#### [Objective]
All the data should be repeated exactly. Any image in it is left out.

Entries with page source code:

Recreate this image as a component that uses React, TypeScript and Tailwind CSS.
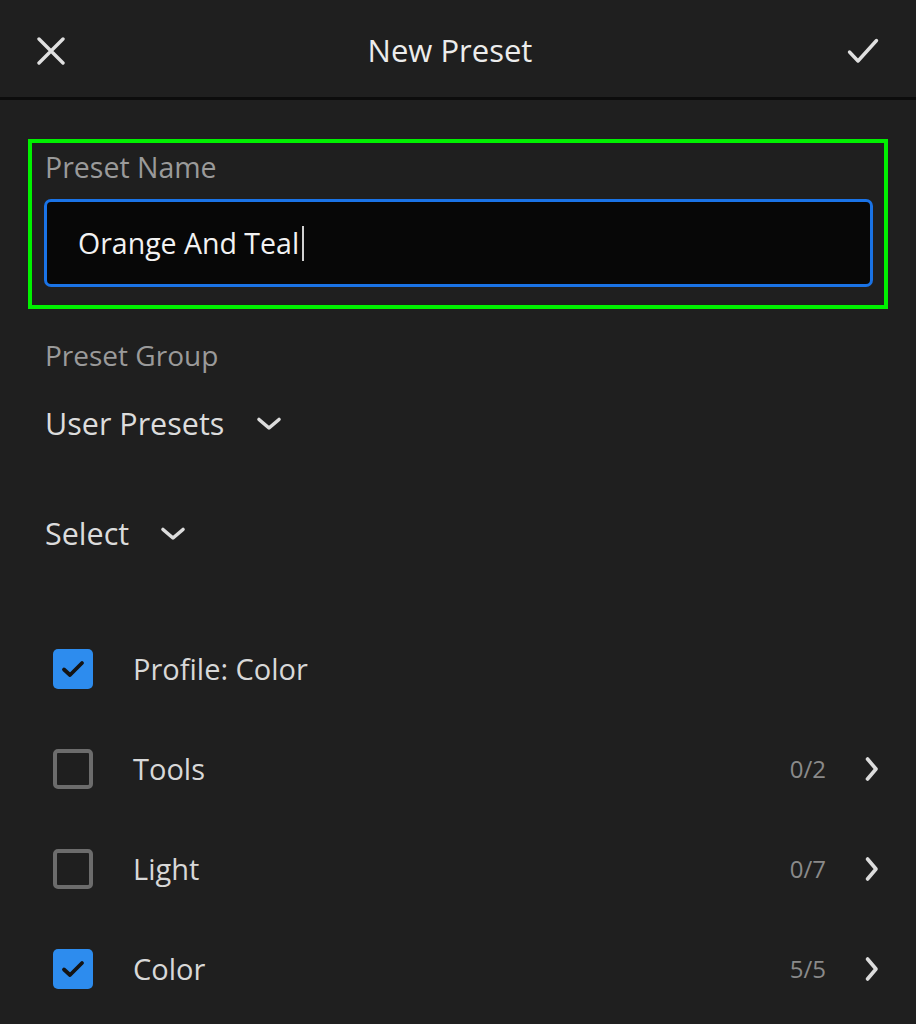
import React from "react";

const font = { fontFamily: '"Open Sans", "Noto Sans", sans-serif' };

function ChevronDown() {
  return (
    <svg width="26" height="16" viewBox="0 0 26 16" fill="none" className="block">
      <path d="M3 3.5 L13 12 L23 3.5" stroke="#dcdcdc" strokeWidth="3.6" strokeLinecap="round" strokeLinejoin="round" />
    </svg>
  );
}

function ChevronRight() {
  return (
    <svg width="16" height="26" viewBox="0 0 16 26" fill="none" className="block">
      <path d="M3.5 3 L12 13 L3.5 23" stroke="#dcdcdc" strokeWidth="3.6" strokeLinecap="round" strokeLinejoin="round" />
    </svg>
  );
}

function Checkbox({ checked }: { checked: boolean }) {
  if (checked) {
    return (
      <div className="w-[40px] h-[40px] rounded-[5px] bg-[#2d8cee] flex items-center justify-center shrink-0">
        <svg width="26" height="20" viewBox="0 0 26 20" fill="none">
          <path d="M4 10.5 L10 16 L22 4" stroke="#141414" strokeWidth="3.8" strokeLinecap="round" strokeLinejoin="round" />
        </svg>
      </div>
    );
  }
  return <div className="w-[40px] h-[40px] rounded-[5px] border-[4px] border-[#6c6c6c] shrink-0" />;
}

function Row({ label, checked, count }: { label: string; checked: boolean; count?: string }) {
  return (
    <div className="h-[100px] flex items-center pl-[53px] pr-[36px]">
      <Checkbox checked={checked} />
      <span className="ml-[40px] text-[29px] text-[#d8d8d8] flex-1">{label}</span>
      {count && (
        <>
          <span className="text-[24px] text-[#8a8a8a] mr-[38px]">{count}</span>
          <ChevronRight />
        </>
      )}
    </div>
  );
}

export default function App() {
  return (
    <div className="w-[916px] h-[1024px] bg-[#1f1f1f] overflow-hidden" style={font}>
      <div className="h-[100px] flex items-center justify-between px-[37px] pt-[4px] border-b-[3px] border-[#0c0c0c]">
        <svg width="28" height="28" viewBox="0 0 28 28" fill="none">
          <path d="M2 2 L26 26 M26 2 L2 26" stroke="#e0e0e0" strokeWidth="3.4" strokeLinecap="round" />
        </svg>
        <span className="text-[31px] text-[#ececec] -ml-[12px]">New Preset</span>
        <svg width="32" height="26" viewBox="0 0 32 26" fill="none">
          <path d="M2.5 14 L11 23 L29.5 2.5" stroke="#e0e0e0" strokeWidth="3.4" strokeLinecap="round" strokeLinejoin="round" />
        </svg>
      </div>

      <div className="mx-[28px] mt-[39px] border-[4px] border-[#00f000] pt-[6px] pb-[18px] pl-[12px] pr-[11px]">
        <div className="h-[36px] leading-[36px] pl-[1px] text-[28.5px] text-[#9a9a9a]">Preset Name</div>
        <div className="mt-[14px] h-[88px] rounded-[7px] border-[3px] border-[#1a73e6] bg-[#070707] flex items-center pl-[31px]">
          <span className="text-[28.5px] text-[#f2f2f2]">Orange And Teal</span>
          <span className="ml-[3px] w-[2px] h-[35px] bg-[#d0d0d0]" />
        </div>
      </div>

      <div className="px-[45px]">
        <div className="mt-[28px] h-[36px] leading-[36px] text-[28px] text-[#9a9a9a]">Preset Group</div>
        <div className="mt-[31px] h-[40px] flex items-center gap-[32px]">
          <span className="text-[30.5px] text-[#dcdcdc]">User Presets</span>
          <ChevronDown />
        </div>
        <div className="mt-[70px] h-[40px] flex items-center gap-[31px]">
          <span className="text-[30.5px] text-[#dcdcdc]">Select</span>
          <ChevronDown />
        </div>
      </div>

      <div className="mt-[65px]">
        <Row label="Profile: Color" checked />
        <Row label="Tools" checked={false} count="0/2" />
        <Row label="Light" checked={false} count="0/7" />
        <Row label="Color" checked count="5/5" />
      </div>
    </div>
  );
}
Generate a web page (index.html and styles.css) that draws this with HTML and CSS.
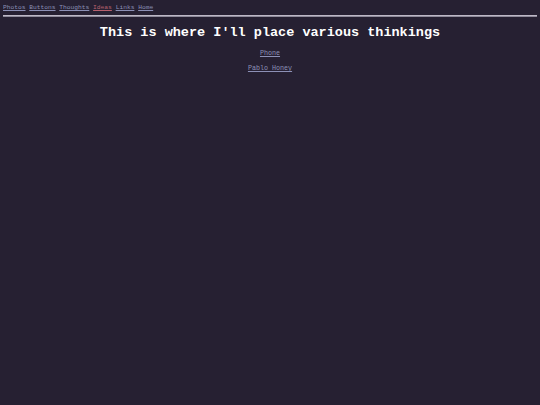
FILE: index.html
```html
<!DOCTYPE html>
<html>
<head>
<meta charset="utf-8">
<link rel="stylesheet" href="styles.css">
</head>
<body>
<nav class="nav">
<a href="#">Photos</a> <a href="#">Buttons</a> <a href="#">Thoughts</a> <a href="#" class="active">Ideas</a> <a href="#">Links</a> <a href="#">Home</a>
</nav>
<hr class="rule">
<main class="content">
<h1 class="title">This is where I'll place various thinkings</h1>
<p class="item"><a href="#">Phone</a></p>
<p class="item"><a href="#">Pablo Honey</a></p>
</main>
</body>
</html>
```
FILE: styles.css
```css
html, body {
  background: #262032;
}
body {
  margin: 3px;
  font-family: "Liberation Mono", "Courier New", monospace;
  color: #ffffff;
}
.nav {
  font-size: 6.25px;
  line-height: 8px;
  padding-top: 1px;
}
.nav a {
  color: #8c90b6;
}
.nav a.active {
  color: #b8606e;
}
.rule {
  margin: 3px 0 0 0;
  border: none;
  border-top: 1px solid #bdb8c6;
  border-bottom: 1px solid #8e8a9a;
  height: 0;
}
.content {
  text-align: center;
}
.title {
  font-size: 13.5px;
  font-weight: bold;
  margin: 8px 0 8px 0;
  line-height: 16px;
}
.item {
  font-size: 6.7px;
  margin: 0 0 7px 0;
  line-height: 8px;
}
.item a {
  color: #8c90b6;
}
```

#### [Completed task]
Recreate this image as a component that uses React, TypeScript and Tailwind CSS.
import React from "react";

const font = { fontFamily: '"Open Sans", "Noto Sans", sans-serif' };

function ChevronDown() {
  return (
    <svg width="26" height="16" viewBox="0 0 26 16" fill="none" className="block">
      <path d="M3 3.5 L13 12 L23 3.5" stroke="#dcdcdc" strokeWidth="3.6" strokeLinecap="round" strokeLinejoin="round" />
    </svg>
  );
}

function ChevronRight() {
  return (
    <svg width="16" height="26" viewBox="0 0 16 26" fill="none" className="block">
      <path d="M3.5 3 L12 13 L3.5 23" stroke="#dcdcdc" strokeWidth="3.6" strokeLinecap="round" strokeLinejoin="round" />
    </svg>
  );
}

function Checkbox({ checked }: { checked: boolean }) {
  if (checked) {
    return (
      <div className="w-[40px] h-[40px] rounded-[5px] bg-[#2d8cee] flex items-center justify-center shrink-0">
        <svg width="26" height="20" viewBox="0 0 26 20" fill="none">
          <path d="M4 10.5 L10 16 L22 4" stroke="#141414" strokeWidth="3.8" strokeLinecap="round" strokeLinejoin="round" />
        </svg>
      </div>
    );
  }
  return <div className="w-[40px] h-[40px] rounded-[5px] border-[4px] border-[#6c6c6c] shrink-0" />;
}

function Row({ label, checked, count }: { label: string; checked: boolean; count?: string }) {
  return (
    <div className="h-[100px] flex items-center pl-[53px] pr-[36px]">
      <Checkbox checked={checked} />
      <span className="ml-[40px] text-[29px] text-[#d8d8d8] flex-1">{label}</span>
      {count && (
        <>
          <span className="text-[24px] text-[#8a8a8a] mr-[38px]">{count}</span>
          <ChevronRight />
        </>
      )}
    </div>
  );
}

export default function App() {
  return (
    <div className="w-[916px] h-[1024px] bg-[#1f1f1f] overflow-hidden" style={font}>
      <div className="h-[100px] flex items-center justify-between px-[37px] pt-[4px] border-b-[3px] border-[#0c0c0c]">
        <svg width="28" height="28" viewBox="0 0 28 28" fill="none">
          <path d="M2 2 L26 26 M26 2 L2 26" stroke="#e0e0e0" strokeWidth="3.4" strokeLinecap="round" />
        </svg>
        <span className="text-[31px] text-[#ececec] -ml-[12px]">New Preset</span>
        <svg width="32" height="26" viewBox="0 0 32 26" fill="none">
          <path d="M2.5 14 L11 23 L29.5 2.5" stroke="#e0e0e0" strokeWidth="3.4" strokeLinecap="round" strokeLinejoin="round" />
        </svg>
      </div>

      <div className="mx-[28px] mt-[39px] border-[4px] border-[#00f000] pt-[6px] pb-[18px] pl-[12px] pr-[11px]">
        <div className="h-[36px] leading-[36px] pl-[1px] text-[28.5px] text-[#9a9a9a]">Preset Name</div>
        <div className="mt-[14px] h-[88px] rounded-[7px] border-[3px] border-[#1a73e6] bg-[#070707] flex items-center pl-[31px]">
          <span className="text-[28.5px] text-[#f2f2f2]">Orange And Teal</span>
          <span className="ml-[3px] w-[2px] h-[35px] bg-[#d0d0d0]" />
        </div>
      </div>

      <div className="px-[45px]">
        <div className="mt-[28px] h-[36px] leading-[36px] text-[28px] text-[#9a9a9a]">Preset Group</div>
        <div className="mt-[31px] h-[40px] flex items-center gap-[32px]">
          <span className="text-[30.5px] text-[#dcdcdc]">User Presets</span>
          <ChevronDown />
        </div>
        <div className="mt-[70px] h-[40px] flex items-center gap-[31px]">
          <span className="text-[30.5px] text-[#dcdcdc]">Select</span>
          <ChevronDown />
        </div>
      </div>

      <div className="mt-[65px]">
        <Row label="Profile: Color" checked />
        <Row label="Tools" checked={false} count="0/2" />
        <Row label="Light" checked={false} count="0/7" />
        <Row label="Color" checked count="5/5" />
      </div>
    </div>
  );
}
Generate a web page (index.html and styles.css) that draws this with HTML and CSS.
FILE: index.html
```html
<!DOCTYPE html>
<html>
<head>
<meta charset="utf-8">
<link rel="stylesheet" href="styles.css">
</head>
<body>
<nav class="nav">
<a href="#">Photos</a> <a href="#">Buttons</a> <a href="#">Thoughts</a> <a href="#" class="active">Ideas</a> <a href="#">Links</a> <a href="#">Home</a>
</nav>
<hr class="rule">
<main class="content">
<h1 class="title">This is where I'll place various thinkings</h1>
<p class="item"><a href="#">Phone</a></p>
<p class="item"><a href="#">Pablo Honey</a></p>
</main>
</body>
</html>
```
FILE: styles.css
```css
html, body {
  background: #262032;
}
body {
  margin: 3px;
  font-family: "Liberation Mono", "Courier New", monospace;
  color: #ffffff;
}
.nav {
  font-size: 6.25px;
  line-height: 8px;
  padding-top: 1px;
}
.nav a {
  color: #8c90b6;
}
.nav a.active {
  color: #b8606e;
}
.rule {
  margin: 3px 0 0 0;
  border: none;
  border-top: 1px solid #bdb8c6;
  border-bottom: 1px solid #8e8a9a;
  height: 0;
}
.content {
  text-align: center;
}
.title {
  font-size: 13.5px;
  font-weight: bold;
  margin: 8px 0 8px 0;
  line-height: 16px;
}
.item {
  font-size: 6.7px;
  margin: 0 0 7px 0;
  line-height: 8px;
}
.item a {
  color: #8c90b6;
}
```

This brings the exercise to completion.